Grandin is a world-renowned animal behaviorist. In her books “Animals in Translation” and “Animals Make Us Human,” she goes into vivid detail about how animals see the world. She covers cattle, poultry, dogs, cats, horses and even wild animals. With each species, she explains how her autism enables her to see the world as animals do — visually and with primary emotions of fear and curiosity.

She explains that lighter-boned, hot-blooded horses tend to have stronger fear and curiosity than heavier, calmer horses. She uses Arabs as her example of hot-bloods, but I think everything she describes also fits Peruvians. For hot-bloods, punishment adds to the fear.

Through positive reinforcement and calm, gentle treatment, we keep our horses curious. When they’re curious, they’re learning, communicating and focused on the task at hand; their brio is turned up. When they’re scared, they’re in flight mode. All they can think about is escaping the fear stimulus.

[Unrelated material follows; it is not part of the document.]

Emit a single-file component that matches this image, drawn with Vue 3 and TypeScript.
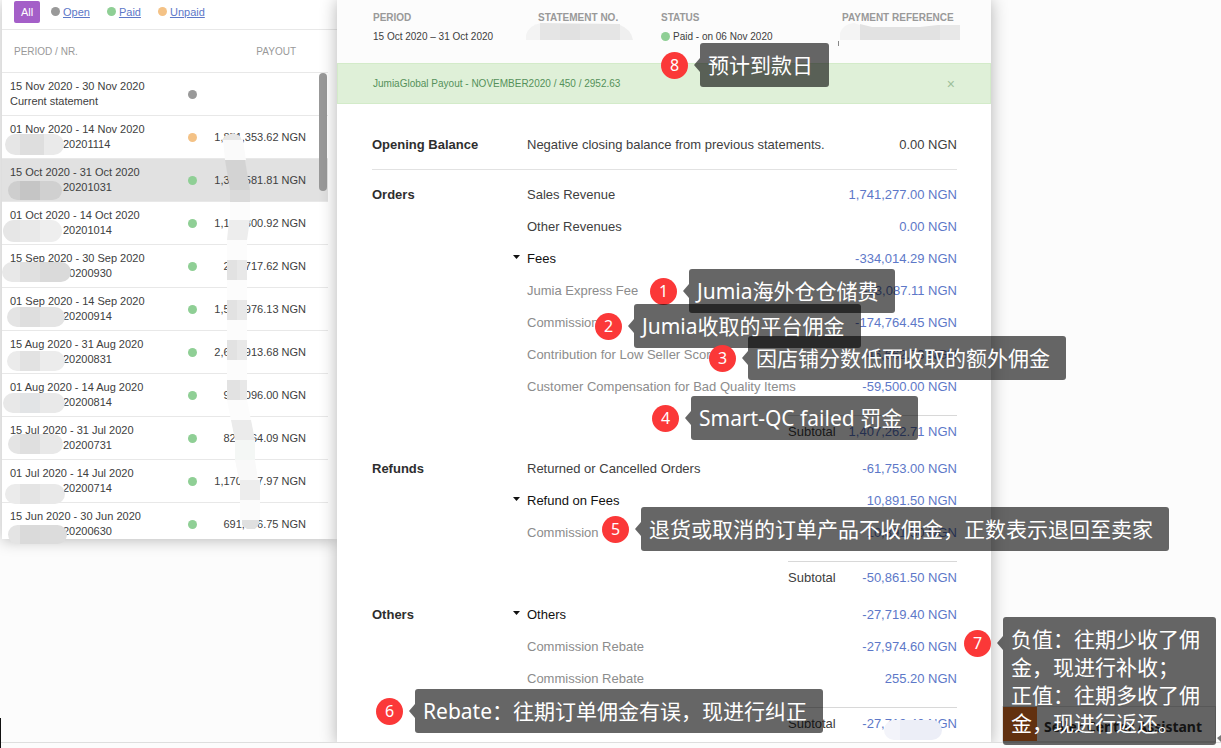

I see this very clearly with Sican the Wonder Pony. As smart and malleable as he is, it doesn’t take much to push the fear button. And I’m sure there are plenty of Peruvian owners out there who’ve rescued their horses from people who just didn’t understand the damage they do through harsh treatment. The rehabilitation of an abused Peruvian is long and painstaking. For some, the trauma does permanent damage.

So it’s up to us to better educate new people about the proper care and handling of our breed, and that means we have to better educate ourselves first. Do yourself and your horse a favor and pick up Grandin’s books.